— Start GIVEN RECORDS —

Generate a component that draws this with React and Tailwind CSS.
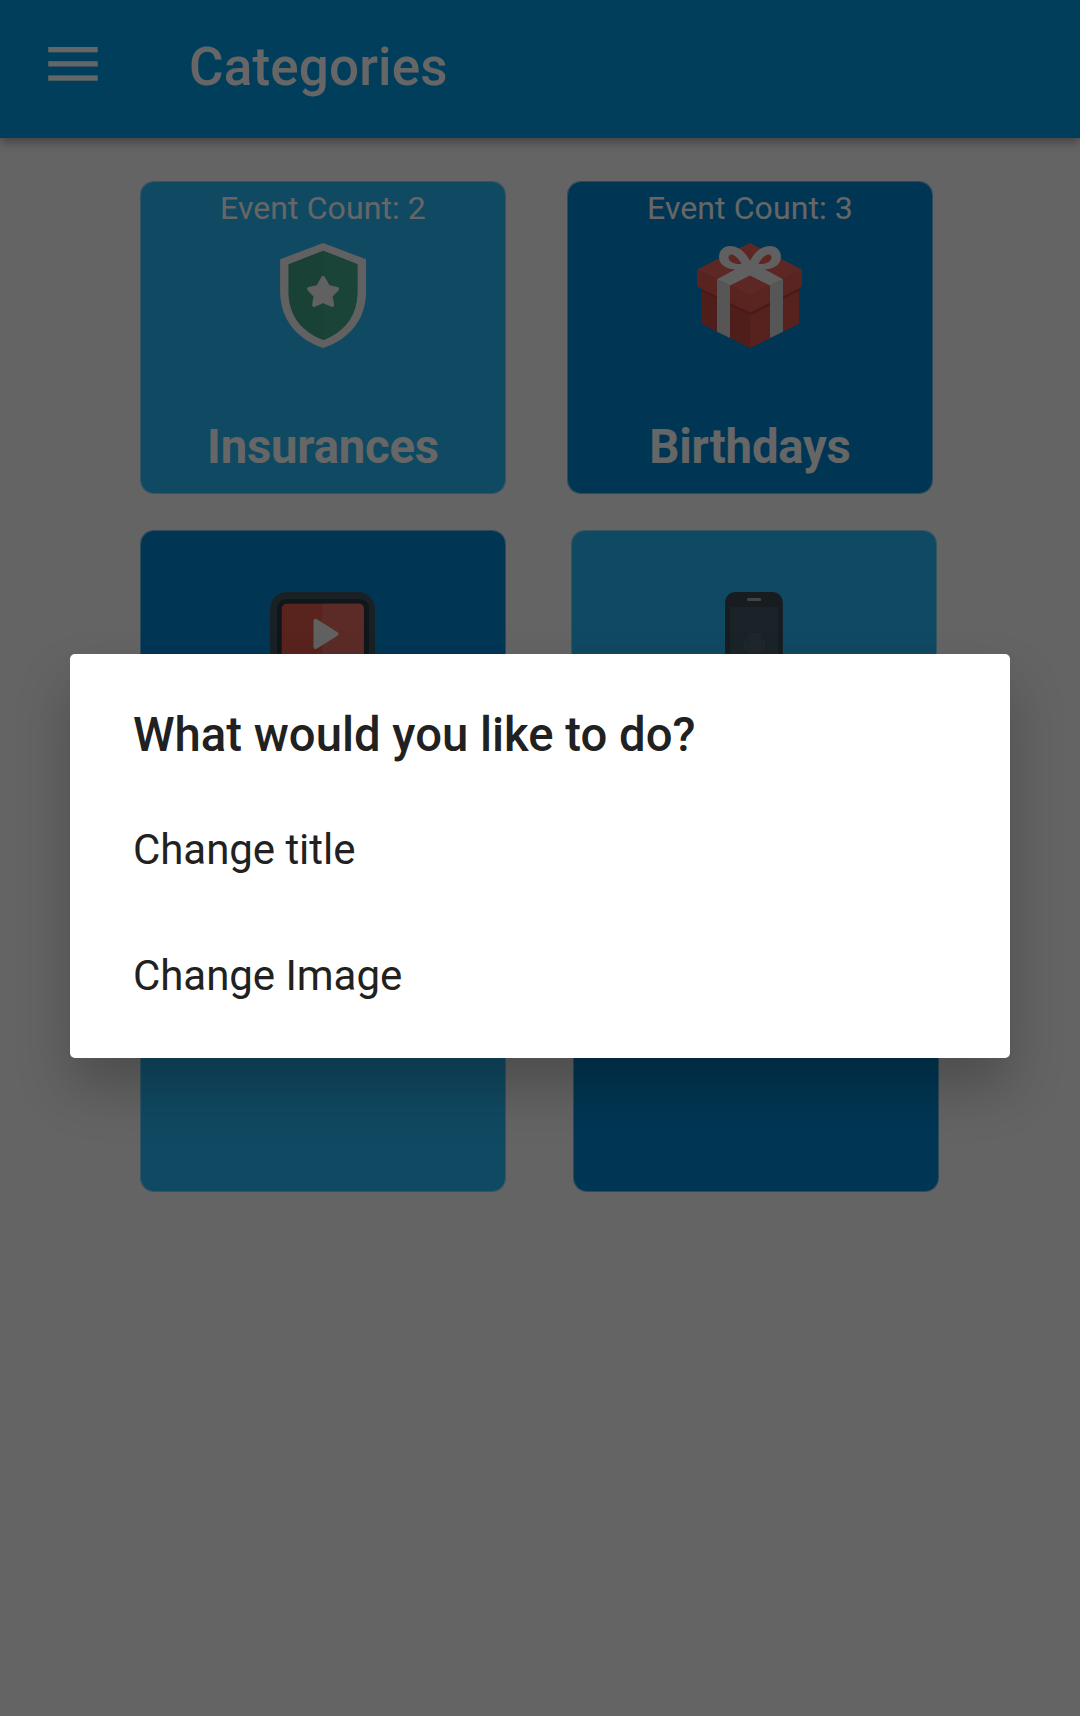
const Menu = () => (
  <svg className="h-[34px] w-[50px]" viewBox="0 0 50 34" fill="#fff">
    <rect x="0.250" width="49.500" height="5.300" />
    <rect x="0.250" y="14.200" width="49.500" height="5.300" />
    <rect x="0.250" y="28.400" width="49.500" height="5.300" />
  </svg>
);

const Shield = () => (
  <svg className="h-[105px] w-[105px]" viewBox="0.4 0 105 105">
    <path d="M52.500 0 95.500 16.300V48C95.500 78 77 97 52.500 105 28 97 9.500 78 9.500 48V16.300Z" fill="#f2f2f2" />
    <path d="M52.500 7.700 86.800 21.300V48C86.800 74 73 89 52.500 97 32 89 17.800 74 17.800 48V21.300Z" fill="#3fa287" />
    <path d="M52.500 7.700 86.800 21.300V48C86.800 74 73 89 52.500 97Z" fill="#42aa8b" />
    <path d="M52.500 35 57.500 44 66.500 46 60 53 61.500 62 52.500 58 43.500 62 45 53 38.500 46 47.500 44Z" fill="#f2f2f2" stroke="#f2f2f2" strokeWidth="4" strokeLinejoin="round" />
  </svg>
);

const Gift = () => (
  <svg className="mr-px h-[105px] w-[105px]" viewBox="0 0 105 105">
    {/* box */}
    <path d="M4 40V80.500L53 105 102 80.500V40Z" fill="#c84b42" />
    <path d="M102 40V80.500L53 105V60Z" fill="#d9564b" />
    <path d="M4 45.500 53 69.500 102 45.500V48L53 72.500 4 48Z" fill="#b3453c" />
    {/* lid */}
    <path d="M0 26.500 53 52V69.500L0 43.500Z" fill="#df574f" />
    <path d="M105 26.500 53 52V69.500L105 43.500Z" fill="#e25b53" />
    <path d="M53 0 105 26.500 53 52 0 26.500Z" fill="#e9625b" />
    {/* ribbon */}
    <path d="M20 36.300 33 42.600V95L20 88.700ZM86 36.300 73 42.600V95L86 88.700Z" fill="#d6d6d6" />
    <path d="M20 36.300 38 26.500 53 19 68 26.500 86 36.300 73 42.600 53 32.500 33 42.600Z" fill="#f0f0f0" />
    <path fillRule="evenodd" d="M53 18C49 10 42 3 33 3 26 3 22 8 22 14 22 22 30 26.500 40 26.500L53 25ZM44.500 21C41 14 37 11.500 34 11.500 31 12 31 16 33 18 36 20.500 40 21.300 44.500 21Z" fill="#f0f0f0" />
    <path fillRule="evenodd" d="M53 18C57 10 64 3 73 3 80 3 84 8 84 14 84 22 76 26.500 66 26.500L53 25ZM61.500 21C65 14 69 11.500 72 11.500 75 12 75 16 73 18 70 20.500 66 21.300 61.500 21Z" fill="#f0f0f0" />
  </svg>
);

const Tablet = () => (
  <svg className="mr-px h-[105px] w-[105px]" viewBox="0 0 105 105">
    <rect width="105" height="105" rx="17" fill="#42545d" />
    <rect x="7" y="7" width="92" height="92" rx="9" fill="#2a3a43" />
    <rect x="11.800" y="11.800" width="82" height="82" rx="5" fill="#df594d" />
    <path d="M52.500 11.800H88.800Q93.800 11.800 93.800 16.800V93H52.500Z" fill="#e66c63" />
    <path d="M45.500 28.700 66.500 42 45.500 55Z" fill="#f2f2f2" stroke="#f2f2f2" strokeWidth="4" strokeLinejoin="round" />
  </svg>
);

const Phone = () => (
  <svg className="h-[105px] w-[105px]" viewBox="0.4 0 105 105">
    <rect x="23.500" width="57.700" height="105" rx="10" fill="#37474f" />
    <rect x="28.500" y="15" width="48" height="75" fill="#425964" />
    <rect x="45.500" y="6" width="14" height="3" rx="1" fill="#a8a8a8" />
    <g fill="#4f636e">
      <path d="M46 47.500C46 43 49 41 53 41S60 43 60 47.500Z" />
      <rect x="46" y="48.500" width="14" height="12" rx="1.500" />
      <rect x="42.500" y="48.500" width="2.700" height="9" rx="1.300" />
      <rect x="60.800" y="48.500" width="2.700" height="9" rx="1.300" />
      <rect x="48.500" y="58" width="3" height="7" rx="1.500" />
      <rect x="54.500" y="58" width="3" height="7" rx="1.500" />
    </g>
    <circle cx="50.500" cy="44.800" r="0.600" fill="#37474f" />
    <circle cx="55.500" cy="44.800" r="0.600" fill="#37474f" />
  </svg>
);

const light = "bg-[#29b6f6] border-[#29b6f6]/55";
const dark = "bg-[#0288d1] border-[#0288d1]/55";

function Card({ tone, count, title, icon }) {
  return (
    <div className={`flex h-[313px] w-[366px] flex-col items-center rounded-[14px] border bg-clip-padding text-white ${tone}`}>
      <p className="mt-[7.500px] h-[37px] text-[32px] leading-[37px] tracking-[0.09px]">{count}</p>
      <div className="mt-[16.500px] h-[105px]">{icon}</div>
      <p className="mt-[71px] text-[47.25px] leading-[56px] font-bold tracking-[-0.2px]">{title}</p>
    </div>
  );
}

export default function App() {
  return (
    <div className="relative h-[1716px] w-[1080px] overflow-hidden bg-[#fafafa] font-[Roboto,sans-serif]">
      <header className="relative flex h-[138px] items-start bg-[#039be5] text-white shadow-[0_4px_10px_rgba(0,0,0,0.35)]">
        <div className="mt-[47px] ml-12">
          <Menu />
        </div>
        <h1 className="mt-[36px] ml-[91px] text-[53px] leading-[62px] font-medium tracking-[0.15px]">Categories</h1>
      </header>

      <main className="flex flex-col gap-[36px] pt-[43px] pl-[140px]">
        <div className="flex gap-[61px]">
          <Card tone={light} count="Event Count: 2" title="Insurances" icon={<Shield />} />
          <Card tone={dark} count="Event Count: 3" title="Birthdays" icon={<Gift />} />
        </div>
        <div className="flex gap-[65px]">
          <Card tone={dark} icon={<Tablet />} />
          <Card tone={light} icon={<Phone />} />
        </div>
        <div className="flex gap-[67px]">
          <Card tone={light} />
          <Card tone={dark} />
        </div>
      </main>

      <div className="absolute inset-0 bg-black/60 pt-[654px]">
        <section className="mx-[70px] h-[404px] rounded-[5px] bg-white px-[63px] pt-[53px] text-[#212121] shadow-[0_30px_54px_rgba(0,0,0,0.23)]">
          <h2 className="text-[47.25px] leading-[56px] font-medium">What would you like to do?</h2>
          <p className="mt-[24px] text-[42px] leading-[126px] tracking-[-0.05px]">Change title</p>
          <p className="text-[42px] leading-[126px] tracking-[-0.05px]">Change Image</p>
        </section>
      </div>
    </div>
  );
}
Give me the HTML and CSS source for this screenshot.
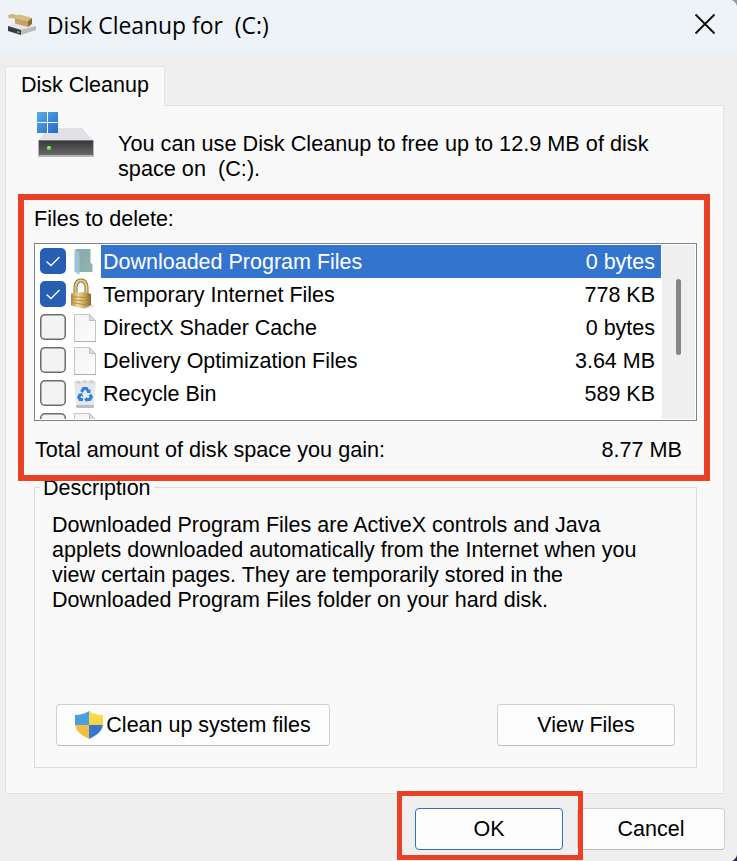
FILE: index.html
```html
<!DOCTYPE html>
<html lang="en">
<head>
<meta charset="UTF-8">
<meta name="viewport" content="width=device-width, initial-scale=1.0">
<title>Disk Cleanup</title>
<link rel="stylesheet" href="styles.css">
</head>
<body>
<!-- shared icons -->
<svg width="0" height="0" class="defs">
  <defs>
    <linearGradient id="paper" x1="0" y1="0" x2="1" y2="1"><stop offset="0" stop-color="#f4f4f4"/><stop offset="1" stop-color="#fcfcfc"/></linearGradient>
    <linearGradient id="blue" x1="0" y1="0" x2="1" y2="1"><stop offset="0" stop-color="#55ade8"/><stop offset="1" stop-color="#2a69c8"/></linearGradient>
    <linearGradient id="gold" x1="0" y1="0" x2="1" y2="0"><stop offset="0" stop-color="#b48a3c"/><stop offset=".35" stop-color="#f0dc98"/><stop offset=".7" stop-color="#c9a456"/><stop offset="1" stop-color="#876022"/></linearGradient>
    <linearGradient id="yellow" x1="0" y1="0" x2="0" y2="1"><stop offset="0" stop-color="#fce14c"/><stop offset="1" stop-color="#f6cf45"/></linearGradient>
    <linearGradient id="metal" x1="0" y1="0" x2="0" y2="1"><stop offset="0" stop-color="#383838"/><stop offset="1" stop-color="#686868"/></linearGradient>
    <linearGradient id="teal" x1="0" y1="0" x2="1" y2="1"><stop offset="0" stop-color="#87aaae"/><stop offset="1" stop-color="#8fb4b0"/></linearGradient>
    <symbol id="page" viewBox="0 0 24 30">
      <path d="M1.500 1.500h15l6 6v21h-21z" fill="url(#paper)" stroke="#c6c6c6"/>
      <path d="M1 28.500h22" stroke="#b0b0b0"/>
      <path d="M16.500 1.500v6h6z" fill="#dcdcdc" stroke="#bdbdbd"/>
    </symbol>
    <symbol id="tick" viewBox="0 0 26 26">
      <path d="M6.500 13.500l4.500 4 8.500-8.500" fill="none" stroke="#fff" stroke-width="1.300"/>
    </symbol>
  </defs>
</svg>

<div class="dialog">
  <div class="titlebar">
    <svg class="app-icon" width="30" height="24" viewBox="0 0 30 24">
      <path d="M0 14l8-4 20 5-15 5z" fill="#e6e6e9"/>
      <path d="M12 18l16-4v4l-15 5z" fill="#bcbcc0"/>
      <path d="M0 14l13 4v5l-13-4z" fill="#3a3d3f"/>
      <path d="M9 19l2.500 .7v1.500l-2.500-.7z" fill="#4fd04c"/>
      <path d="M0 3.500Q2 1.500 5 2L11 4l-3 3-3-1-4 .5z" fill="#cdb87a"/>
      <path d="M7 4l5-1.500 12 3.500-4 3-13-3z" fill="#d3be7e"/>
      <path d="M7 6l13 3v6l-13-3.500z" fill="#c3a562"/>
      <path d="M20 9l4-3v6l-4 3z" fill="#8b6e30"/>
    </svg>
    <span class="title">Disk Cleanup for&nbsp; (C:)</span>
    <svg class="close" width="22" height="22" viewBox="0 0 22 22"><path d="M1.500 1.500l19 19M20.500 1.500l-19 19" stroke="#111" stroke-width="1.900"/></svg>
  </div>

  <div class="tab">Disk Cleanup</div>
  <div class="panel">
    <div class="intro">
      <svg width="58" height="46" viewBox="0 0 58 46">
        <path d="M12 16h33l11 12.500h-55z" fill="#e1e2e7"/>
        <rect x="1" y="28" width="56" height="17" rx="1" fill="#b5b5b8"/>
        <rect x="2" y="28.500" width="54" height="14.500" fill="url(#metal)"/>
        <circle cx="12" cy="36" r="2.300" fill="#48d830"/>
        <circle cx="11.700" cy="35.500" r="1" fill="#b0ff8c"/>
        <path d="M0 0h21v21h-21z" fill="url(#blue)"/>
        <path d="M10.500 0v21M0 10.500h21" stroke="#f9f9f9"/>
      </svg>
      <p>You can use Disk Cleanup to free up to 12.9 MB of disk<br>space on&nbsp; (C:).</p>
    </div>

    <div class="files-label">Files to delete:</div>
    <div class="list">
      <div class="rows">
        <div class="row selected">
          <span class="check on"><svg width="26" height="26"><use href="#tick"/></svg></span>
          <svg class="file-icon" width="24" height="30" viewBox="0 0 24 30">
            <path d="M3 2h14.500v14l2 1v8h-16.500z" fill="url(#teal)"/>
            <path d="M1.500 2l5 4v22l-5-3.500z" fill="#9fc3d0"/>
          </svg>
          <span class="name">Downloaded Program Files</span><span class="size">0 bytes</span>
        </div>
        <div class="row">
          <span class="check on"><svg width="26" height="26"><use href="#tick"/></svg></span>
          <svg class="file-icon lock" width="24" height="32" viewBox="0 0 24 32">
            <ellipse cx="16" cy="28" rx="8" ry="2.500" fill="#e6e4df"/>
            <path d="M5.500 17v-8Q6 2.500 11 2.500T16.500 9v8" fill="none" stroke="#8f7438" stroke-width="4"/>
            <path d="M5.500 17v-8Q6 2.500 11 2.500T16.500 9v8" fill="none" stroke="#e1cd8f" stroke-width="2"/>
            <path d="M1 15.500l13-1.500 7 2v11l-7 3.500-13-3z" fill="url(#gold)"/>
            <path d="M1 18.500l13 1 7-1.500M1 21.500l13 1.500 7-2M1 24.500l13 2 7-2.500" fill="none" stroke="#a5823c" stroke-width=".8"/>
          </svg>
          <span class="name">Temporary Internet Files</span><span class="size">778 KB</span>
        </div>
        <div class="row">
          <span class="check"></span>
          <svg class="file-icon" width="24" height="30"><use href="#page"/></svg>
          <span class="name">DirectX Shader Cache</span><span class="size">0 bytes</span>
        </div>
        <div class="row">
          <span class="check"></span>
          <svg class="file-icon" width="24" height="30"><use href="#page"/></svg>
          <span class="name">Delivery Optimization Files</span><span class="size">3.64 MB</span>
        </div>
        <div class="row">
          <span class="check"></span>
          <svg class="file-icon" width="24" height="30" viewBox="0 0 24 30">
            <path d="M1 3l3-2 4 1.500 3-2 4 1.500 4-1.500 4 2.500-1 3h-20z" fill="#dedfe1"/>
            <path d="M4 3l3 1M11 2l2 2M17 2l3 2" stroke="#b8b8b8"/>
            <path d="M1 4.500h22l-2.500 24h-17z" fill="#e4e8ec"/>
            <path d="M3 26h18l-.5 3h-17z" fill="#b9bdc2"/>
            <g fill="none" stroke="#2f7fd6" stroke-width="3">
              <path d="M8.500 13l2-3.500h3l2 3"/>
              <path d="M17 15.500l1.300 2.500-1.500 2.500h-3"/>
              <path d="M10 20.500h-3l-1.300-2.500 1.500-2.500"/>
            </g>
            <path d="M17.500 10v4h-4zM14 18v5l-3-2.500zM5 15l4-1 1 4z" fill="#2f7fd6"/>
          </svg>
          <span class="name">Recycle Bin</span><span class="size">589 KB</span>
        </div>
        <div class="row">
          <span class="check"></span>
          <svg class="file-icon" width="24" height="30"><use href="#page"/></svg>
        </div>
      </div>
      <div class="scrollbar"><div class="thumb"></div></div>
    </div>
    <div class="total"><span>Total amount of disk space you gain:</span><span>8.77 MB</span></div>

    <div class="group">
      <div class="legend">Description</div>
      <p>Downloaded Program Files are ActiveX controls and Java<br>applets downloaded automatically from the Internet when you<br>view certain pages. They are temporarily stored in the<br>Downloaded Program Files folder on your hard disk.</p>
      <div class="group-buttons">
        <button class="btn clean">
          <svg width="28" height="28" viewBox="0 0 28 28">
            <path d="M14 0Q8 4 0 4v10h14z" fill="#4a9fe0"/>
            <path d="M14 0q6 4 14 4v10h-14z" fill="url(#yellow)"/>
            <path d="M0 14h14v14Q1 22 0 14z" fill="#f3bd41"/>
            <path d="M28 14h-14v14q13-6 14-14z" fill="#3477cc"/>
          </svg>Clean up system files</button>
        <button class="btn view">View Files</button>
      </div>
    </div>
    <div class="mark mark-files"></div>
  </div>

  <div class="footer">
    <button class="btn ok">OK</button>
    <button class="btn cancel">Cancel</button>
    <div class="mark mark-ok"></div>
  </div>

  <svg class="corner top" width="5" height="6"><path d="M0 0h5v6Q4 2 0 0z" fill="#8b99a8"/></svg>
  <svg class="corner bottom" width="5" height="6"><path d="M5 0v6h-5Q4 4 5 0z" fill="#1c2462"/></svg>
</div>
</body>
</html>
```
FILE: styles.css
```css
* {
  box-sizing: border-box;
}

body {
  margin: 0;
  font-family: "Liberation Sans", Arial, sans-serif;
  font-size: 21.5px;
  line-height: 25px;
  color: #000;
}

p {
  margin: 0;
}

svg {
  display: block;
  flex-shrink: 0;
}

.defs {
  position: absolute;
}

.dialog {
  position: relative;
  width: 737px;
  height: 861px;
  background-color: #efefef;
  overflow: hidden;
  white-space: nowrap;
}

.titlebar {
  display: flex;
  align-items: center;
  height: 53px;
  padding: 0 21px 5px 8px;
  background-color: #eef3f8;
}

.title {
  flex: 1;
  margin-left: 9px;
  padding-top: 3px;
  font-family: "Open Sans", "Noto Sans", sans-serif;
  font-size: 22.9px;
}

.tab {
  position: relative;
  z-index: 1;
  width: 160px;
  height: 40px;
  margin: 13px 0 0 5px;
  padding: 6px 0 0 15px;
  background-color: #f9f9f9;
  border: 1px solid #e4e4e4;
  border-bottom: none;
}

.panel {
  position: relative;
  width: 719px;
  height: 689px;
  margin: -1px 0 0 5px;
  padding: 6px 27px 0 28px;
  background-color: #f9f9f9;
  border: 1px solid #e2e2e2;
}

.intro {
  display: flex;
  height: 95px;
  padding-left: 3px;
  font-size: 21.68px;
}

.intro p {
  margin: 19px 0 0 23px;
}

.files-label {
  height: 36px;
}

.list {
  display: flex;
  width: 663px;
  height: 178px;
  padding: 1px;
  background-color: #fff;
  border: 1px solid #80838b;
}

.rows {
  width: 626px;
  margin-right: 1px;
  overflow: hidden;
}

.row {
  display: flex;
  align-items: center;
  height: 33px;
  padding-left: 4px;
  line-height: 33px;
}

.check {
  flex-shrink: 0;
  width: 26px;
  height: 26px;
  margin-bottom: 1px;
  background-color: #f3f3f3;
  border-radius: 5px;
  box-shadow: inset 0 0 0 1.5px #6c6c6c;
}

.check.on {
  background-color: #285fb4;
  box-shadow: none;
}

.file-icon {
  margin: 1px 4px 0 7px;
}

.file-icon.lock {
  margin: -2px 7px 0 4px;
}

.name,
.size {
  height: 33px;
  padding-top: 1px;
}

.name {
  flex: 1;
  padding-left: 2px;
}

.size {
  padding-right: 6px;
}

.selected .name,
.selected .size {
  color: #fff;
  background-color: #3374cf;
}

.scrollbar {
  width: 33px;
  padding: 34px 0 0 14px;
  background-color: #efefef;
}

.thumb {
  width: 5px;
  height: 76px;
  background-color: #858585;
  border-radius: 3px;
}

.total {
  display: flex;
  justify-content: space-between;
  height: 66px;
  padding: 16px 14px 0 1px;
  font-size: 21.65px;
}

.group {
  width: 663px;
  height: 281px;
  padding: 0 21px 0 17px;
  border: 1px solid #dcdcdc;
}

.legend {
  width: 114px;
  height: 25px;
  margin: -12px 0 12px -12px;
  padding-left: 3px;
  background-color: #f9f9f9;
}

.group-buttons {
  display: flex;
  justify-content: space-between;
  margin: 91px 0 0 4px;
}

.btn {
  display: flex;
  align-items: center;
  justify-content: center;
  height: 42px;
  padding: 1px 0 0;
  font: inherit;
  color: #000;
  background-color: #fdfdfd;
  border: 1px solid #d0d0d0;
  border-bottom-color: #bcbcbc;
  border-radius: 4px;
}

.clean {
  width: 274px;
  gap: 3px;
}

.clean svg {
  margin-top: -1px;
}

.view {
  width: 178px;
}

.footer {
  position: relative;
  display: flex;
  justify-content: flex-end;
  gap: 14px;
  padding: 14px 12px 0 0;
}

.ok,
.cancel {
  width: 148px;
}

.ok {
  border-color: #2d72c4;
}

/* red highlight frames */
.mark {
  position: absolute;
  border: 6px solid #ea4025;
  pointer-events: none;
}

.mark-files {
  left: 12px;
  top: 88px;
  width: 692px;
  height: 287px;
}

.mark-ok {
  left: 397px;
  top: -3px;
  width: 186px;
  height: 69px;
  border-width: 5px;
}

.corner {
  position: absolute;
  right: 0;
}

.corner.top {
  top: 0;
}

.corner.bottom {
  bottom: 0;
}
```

— End GIVEN RECORDS —

EXERCISE: Select all lines in the listing that include the word "this".

ANSWER TO THE TASK:
Generate a component that draws this with React and Tailwind CSS.
Give me the HTML and CSS source for this screenshot.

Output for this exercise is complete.